TMR1L -= SER_BAUD ;       // load corrected baud value
index--;
while(TMR1L & 1<<7);        // wait for baud
}

TMR1L -= SER_BAUD;              // wait for stop bit, ensure serial port is free
dbOut = RxPin;
while(TMR1L & 1<<7);

return RxChr; // return received byte
}


Set the Logic Analyzer to trigger on the rising edge of Ch 3 (Don't forget to set the others to Don't Care) Run it, send a 'U' and you should get the following result:







it only took 16uS to detect the Start Bit so that is OK.


The line:



   TMR1L =(256 - (SER_BAUD/2));   // load TMR1 value & offset received ~=center of RxBit


should set the PIC to sample each successive bit in the center, this is the critical part of RS232 Timing and what allows us a slight timing difference between each end. By sampling in the center  of the bit we don't care if the bit is slightly stretched or compressed, so we need to be as close to the center as we can be.
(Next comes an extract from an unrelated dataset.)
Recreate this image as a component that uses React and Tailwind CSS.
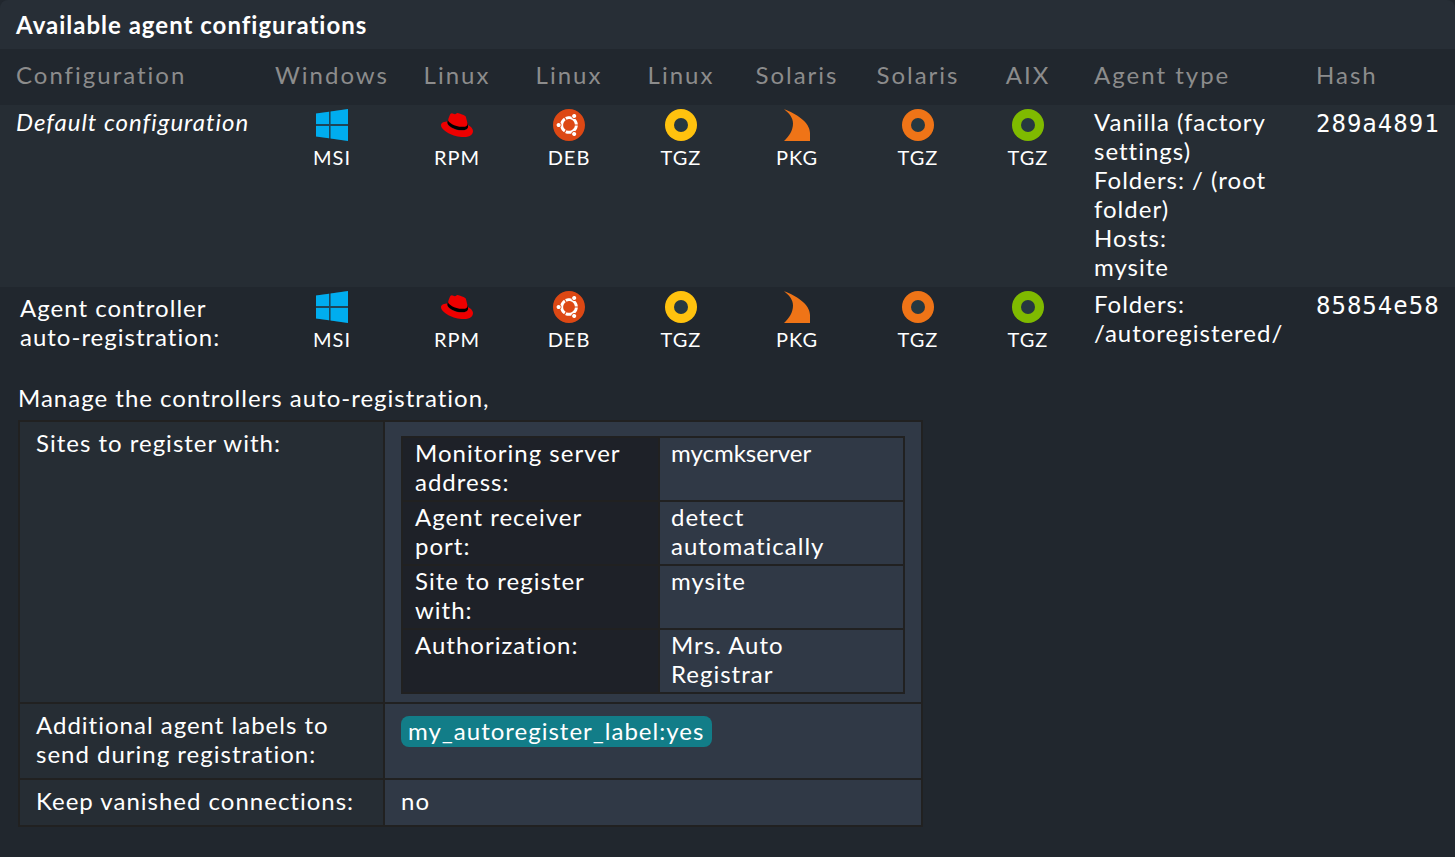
import { FaUbuntu } from "react-icons/fa";

function WindowsIcon() {
  return (
    <svg viewBox="0 0 32 32" className="size-8" aria-hidden="true">
      <path d="M0 4.4 32 0v32L0 27.6z" fill="#1f4658" />
      <path
        d="M0 4.6 13 2.8v12.1H0zM14.6 2.5 32 0v14.9H14.6zM0 16.9h13v12.3L0 27.4zM14.6 16.9H32V32l-17.4-2.5z"
        fill="#00adef"
      />
    </svg>
  );
}

function RedHatIcon() {
  return (
    <svg viewBox="0 0 24 24" className="size-8" aria-hidden="true">
      <path d="M5.4 7.9 19.8 10.5l.6 2.7c0 1.8-2 2.8-4.6 2.8C9.9 16 4.7 12.5 4.7 10.2z" fill="#000" />
      <path
        d="M16.009 13.386c1.577 0 3.86-.326 3.86-2.202a1.765 1.765 0 0 0-.04-.431l-.94-4.08c-.216-.898-.406-1.305-1.982-2.093-1.223-.625-3.888-1.658-4.676-1.658-.733 0-.947.946-1.822.946-.842 0-1.467-.706-2.255-.706-.757 0-1.25.515-1.63 1.576 0 0-1.06 2.99-1.197 3.424a.81.81 0 0 0-.028.245c0 1.162 4.577 4.974 10.71 4.974m4.101-1.435c.218 1.032.218 1.14.218 1.277 0 1.765-1.984 2.745-4.593 2.745-5.895.004-11.06-3.451-11.06-5.734a2.326 2.326 0 0 1 .19-.925C2.746 9.415 0 9.794 0 12.217c0 3.969 9.405 8.861 16.851 8.861 5.71 0 7.149-2.582 7.149-4.62 0-1.605-1.387-3.425-3.887-4.512"
        fill="#ee0000"
      />
    </svg>
  );
}

function UbuntuIcon() {
  return (
    <span className="block size-8 rounded-full bg-[radial-gradient(#fff_60%,transparent_61%)]">
      <FaUbuntu viewBox="0 8 496 496" className="block size-8 text-[#dd4814]" aria-hidden="true" />
    </span>
  );
}

function SolarisIcon() {
  return (
    <svg viewBox="0 0 32 32" className="size-8" aria-hidden="true">
      <path d="M3 0.2C15 4.5 29 13 29 24v8H3C8 27.5 12 21.5 12 14.5 12 8.500 8 4 3 .2z" fill="#ef7417" />
    </svg>
  );
}

function RingIcon({ color }) {
  return (
    <svg viewBox="0 0 32 32" className="size-8" aria-hidden="true">
      <circle cx="16" cy="16" r="16" fill={color} />
      <circle cx="16" cy="16" r="7" fill="#263840" />
    </svg>
  );
}

const packages = [
  { os: "Windows", format: "MSI", icon: <WindowsIcon /> },
  { os: "Linux", format: "RPM", icon: <RedHatIcon /> },
  { os: "Linux", format: "DEB", icon: <UbuntuIcon /> },
  { os: "Linux", format: "TGZ", icon: <RingIcon color="#ffc20e" /> },
  { os: "Solaris", format: "PKG", icon: <SolarisIcon /> },
  { os: "Solaris", format: "TGZ", icon: <RingIcon color="#ef7417" /> },
  { os: "AIX", format: "TGZ", icon: <RingIcon color="#7fba00" /> },
];

const siteRules = [
  { label: "Monitoring server address:", value: "mycmkserver", plain: true },
  { label: "Agent receiver port:", value: "detect automatically" },
  { label: "Site to register with:", value: "mysite" },
  { label: "Authorization:", value: "Mrs. Auto Registrar" },
];

function PackageCells() {
  return packages.map((p) => (
    <td key={p.os + p.format} className="py-1 text-center">
      <a href="#download" className="inline-flex flex-col items-center gap-1 text-[20px] leading-6">
        {p.icon}
        <span>{p.format}</span>
      </a>
    </td>
  ));
}

function SitesTable() {
  return (
    <table className="mt-2 w-full table-fixed border-collapse border-2 border-[#212121]">
      <colgroup>
        <col className="w-[257px]" />
        <col />
      </colgroup>
      <tbody>
        {siteRules.map((r) => (
          <tr key={r.label}>
            <th scope="row" className="border-2 border-[#212121] bg-[#1e2128] pr-8 pb-1 pl-3 text-left align-top font-normal">
              {r.label}
            </th>
            <td
              className={
                "border-2 border-[#212121] bg-[#303946] pr-14 pb-1 pl-[11px] " + (r.plain ? "tracking-normal" : "")
              }
            >
              {r.value}
            </td>
          </tr>
        ))}
      </tbody>
    </table>
  );
}

function DetailRow({ label, children }) {
  return (
    <tr>
      <th scope="row" className="border-2 border-[#212121] bg-[#262d34] pt-[6px] pr-4 pb-[10px] pl-4 text-left align-top font-normal">
        {label}
      </th>
      <td className="border-2 border-[#212121] bg-[#303946] px-4 pt-[6px] pb-2">{children}</td>
    </tr>
  );
}

export default function App() {
  return (
    <main className="min-h-screen bg-[#21272e] font-['Lato',sans-serif] text-[24px] leading-[29px] tracking-[1px] text-white">
      <h1 className="rounded-t-lg bg-[#272e36] px-4 py-[10px] font-bold">Available agent configurations</h1>
      <table className="w-full table-fixed border-collapse [&_td]:align-top">
        <colgroup>
          <col className="w-[260px]" />
          <col className="w-[144px]" />
          <col className="w-[106px]" />
          <col className="w-[118px]" />
          <col className="w-[106px]" />
          <col className="w-[126px]" />
          <col className="w-[116px]" />
          <col className="w-[104px]" />
          <col className="w-[222px]" />
          <col />
        </colgroup>
        <thead>
          <tr className="h-14 tracking-[2px] text-[#8c8c8c] [&_th]:pb-[6px]">
            <th className="pr-2 pl-4 text-left font-normal">Configuration</th>
            {packages.map((p) => (
              <th key={p.os + p.format} className="font-normal">
                {p.os}
              </th>
            ))}
            <th className="px-[14px] text-left font-normal">Agent type</th>
            <th className="px-[14px] text-left font-normal">Hash</th>
          </tr>
        </thead>
        <tbody>
          <tr className="bg-[#262d34]">
            <td className="pt-[2px] pb-[6px] pl-4 italic whitespace-nowrap">Default configuration</td>
            <PackageCells />
            <td className="px-[14px] pt-[2px] pb-[6px]">
              Vanilla (factory settings)
              <br />
              Folders: / (root folder)
              <br />
              Hosts:
              <br />
              mysite
            </td>
            <td className="px-[14px] pt-[5px] font-['DejaVu_Sans_Mono',monospace]">289a4891</td>
          </tr>
          <tr>
            <td className="pt-[6px] pr-8 pb-[10px] pl-5">Agent controller auto-registration:</td>
            <PackageCells />
            <td className="px-[14px] pt-[2px] pb-[6px]">
              Folders:
              <br />
              /autoregistered/
            </td>
            <td className="px-[14px] pt-[5px] font-['DejaVu_Sans_Mono',monospace]">85854e58</td>
          </tr>
          <tr>
            <td colSpan={10} className="px-[18px] pt-[22px] pb-[30px]">
              <p className="mb-2">Manage the controllers auto-registration,</p>
              <table className="w-[905px] max-w-full table-fixed border-collapse">
                <colgroup>
                  <col className="w-[365px]" />
                  <col />
                </colgroup>
                <tbody>
                  <DetailRow label="Sites to register with:">
                    <SitesTable />
                  </DetailRow>
                  <DetailRow label="Additional agent labels to send during registration:">
                    <span className="mt-[6px] inline-block rounded-lg bg-[#127d88] pr-2 pb-[2px] pl-[7px]">my_autoregister_label:yes</span>
                  </DetailRow>
                  <DetailRow label="Keep vanished connections:">no</DetailRow>
                </tbody>
              </table>
            </td>
          </tr>
        </tbody>
      </table>
    </main>
  );
}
In our case we are sampling too late. Rather than adjust the timing  value which being BAUD/2 should be spot on I decided to try the same optimization as I used in the send_serial_byte() function and change the while loop into a do loop:


Code: [Select]

unsigned char receive_serial_byte(void)
{
unsigned char RxChr = 0; // holds the received byte
unsigned char index = 8; // 8 data bits to receive

TMR1L =(256 - (SER_BAUD/2)); // load TMR1 value & offset received ~=center of RxBit
while(TMR1L & 1<<7);            // wait for baud

do // receive 8 serial bits, LSB first
{
RxChr = (RxChr>>1);         // rotate right to store each bit

if((dbOut = RxPin) == 1)    // save data bit
RxChr |=  SER_BIT<<7;
else RxChr |= !SER_BIT<<7;   

TMR1L -= SER_BAUD ;       // load corrected baud value
while(TMR1L & 1<<7);        // wait for baud
}
while(--index);

TMR1L -= SER_BAUD;              // wait for stop bit, ensure serial port is free
dbOut = RxPin;
while(TMR1L & 1<<7);

return RxChr; // return received byte
}


The result is:







A definite improvement, our first sample is at 26uS  which is within a microsecond of the center of the RxPin and the last sample is at 27us 7 samples later. I doubt we could get it better than that on an RC oscillator.